Can I use Sigstore if my organization has strict data privacy or air-gapped requirements?

Yes, enterprises can deploy private instances of the Sigstore stack, including the transparency log and certificate authority. This allows teams to maintain all cryptographic proof and identity records internally, satisfying both regulatory compliance and disconnected environment constraints.

Is Sigstore a replacement for existing build pipeline controls?

No, Sigstore acts as a connector that binds existing controls together rather than replacing them. It integrates with your source control, build infrastructure, and artifact storage to create a verifiable chain of evidence, turning disparate security checkpoints into a unified, automated governance framework.

How do I handle external distribution if my customers require traditional platform certificates?

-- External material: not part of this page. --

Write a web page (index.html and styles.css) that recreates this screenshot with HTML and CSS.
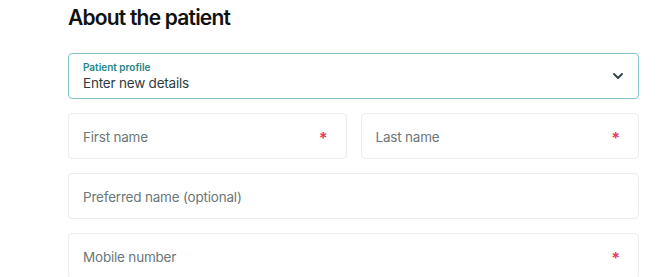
FILE: index.html
```html
<!DOCTYPE html>
<html lang="en">
<head>
  <meta charset="UTF-8">
  <meta name="viewport" content="width=device-width, initial-scale=1.0">
  <title>About the patient</title>
  <link rel="stylesheet" href="styles.css">
</head>
<body>
  <div class="wrapper">
    <h2>About the patient</h2>
    <div class="select">
      <div class="select-text">
        <span class="select-label">Patient profile</span>
        <span class="select-value">Enter new details</span>
      </div>
      <svg class="chevron" width="12" height="8" viewBox="0 0 12 8">
        <path d="M2 2l4 4 4-4" fill="none" stroke="#36474b" stroke-width="2" stroke-linecap="round" stroke-linejoin="round"/>
      </svg>
    </div>
    <div class="row">
      <div class="field">
        <span>First name</span>
        <span class="required">*</span>
      </div>
      <div class="field">
        <span>Last name</span>
        <span class="required">*</span>
      </div>
    </div>
    <div class="field">
      <span>Preferred name (optional)</span>
    </div>
    <div class="field">
      <span>Mobile number</span>
      <span class="required">*</span>
    </div>
  </div>
</body>
</html>
```

FILE: styles.css
```css
body {
  margin: 0;
  font-family: Inter, "Noto Sans", sans-serif;
  background: #fff;
  color: #111;
}
.wrapper {
  width: 571px;
  margin-left: 68px;
  display: flex;
  flex-direction: column;
  gap: 14px;
}
h2 {
  font-size: 21px;
  font-weight: 600;
  letter-spacing: -0.8px;
  margin: 5px 0 5px;
  line-height: 26px;
}
.select {
  height: 46px;
  box-sizing: border-box;
  border: 1px solid #86c5c5;
  border-radius: 4px;
  padding: 0 14px 0 14px;
  display: flex;
  align-items: center;
  justify-content: space-between;
  margin-top: 3px;
}
.select-text {
  display: flex;
  flex-direction: column;
  padding-top: 1px;
}
.select-label {
  font-size: 10px;
  font-weight: 600;
  color: #1b8685;
  line-height: 12px;
}
.select-value {
  font-size: 13.5px;
  letter-spacing: -0.2px;
  color: #2e3b3e;
  line-height: 20px;
}
.row {
  display: flex;
  gap: 14px;
}
.row .field {
  flex: 1;
}
.field {
  height: 46px;
  box-sizing: border-box;
  border: 1px solid #ececec;
  border-radius: 4px;
  padding: 2px 18px 0 14px;
  display: flex;
  align-items: center;
  justify-content: space-between;
  font-size: 13.5px;
  letter-spacing: -0.2px;
  color: #6b7779;
}
.required {
  color: #e83a5e;
  font-size: 16px;
  font-weight: 700;
  line-height: 1;
  margin-top: 2px;
}
```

Many enterprises adopt a dual-signing strategy during migration, where both the legacy signature and the new Sigstore signature are attached to the artifact. This allows you to meet customer or platform-specific requirements while simultaneously building an internal audit trail and enforcing modern verification policies.

What strong Sigstore adoption looks like

The central shift is simple. You stop trusting artifacts because they came from familiar infrastructure, and start trusting them because identity, provenance, and policy all line up.

In 2026, the strongest enterprise pattern is short-lived signing tied to protected workloads, signed attestations that describe the build, and verification gates before production. Teams that achieve successful Sigstore enterprise adoption rely on identity-based signing and verified provenance as the two pillars of their security posture. This approach provides better audit evidence and tighter release control without forcing a risky overnight migration.

Ultimately, this is the cornerstone of a modern software supply chain security strategy. Mature Sigstore adoption in enterprise build pipelines replaces blind faith in internal processes with concrete proof at every promotion step.